When I was working on the readings for our upcoming class, I was perplexed by the choices made in order to procure the definition of ‘American’ music. It just sounded to me like no one knew what they wanted, criticizing composers for sounding too European while accepting music from foreign enemies into the American cannon over those from marginalized groups of Americans. Fauser’s and Shadel’s articles do an especially good job in complicating the relationship between American music and European opinion, as the idea that American music must be differentiated in some way came from the Europeans and was put into practice first by Dvorak in his New World symphony.

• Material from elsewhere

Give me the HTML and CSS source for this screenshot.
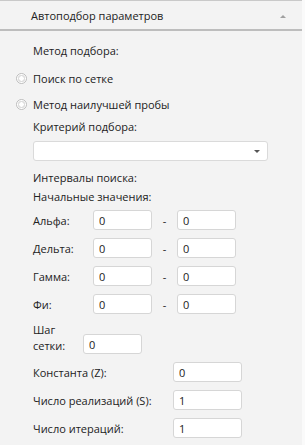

I was interested in the portion of Shadel’s article on Amy Beach’s response to Dvorak’s symphony and how she created her own interpretation. Having been born and raised in America, one would think that Beach would have a leg up on Dvorak in composing American symphonies. Her Gaelic Symphony, being the first symphony composed by an American woman, fits much of the criteria proposed of the idealized ‘great American symphony’; However, alongside the thinly veiled racism of the late nineteenth and early twentieth century was thinly veiled sexism. She was not taken seriously by critics due to her gender, despite her symphony being adored by audiences. Compared to Dvorak and Chadwick, Beach’s music was described by critics as “delicate”, “beautiful” and “tender”, while “other early reviewers… did not comment at any length on the expression of a national identity given the works clear dialogue with Dvorak” (Shadle 255). It was striking that many of the quotes, whether positive or negative, couldn’t help but mention Beach’s gender in relation to the music, while “the most negative critics displayed heightened anxiety over the emergence of a truly valid American symphonic voice capable of speaking to international audiences” (Shadle 255). This is what people had been hoping for in the ‘great American symphony’; however, for some, the fact that this voice was coming from a woman was the sole thing rendering the attempt invalid.
Beach, Symphony in E Minor, Op. 32, “Gaelic Symphony”, I. Allegro con fuoco:
Dvorak, Symphony No.9 in E minor, Op. 95, B. 178, “From the New World”, I. Adagio- Allegro molto
Chadwick, Symphony No. 3 in F Major, I. Allegro sostenuto:
Chadwick purportedly told Beach after her symphony’s debut, “I always feel a thrill of pride myself whenever I hear a fine new work by any one of us, and as such you will have to be counted in, whether you will or not—one of the boys” (Block).
American music has a long history of discrimination on the basis of race, gender, class, etc. When we think about American music, we must also stop to think about who’s experiences we are validating and invalidating. Who are we letting participate and why? We cannot tout the idea of an American “melting pot” of musical culture if different groups are not all respected equally.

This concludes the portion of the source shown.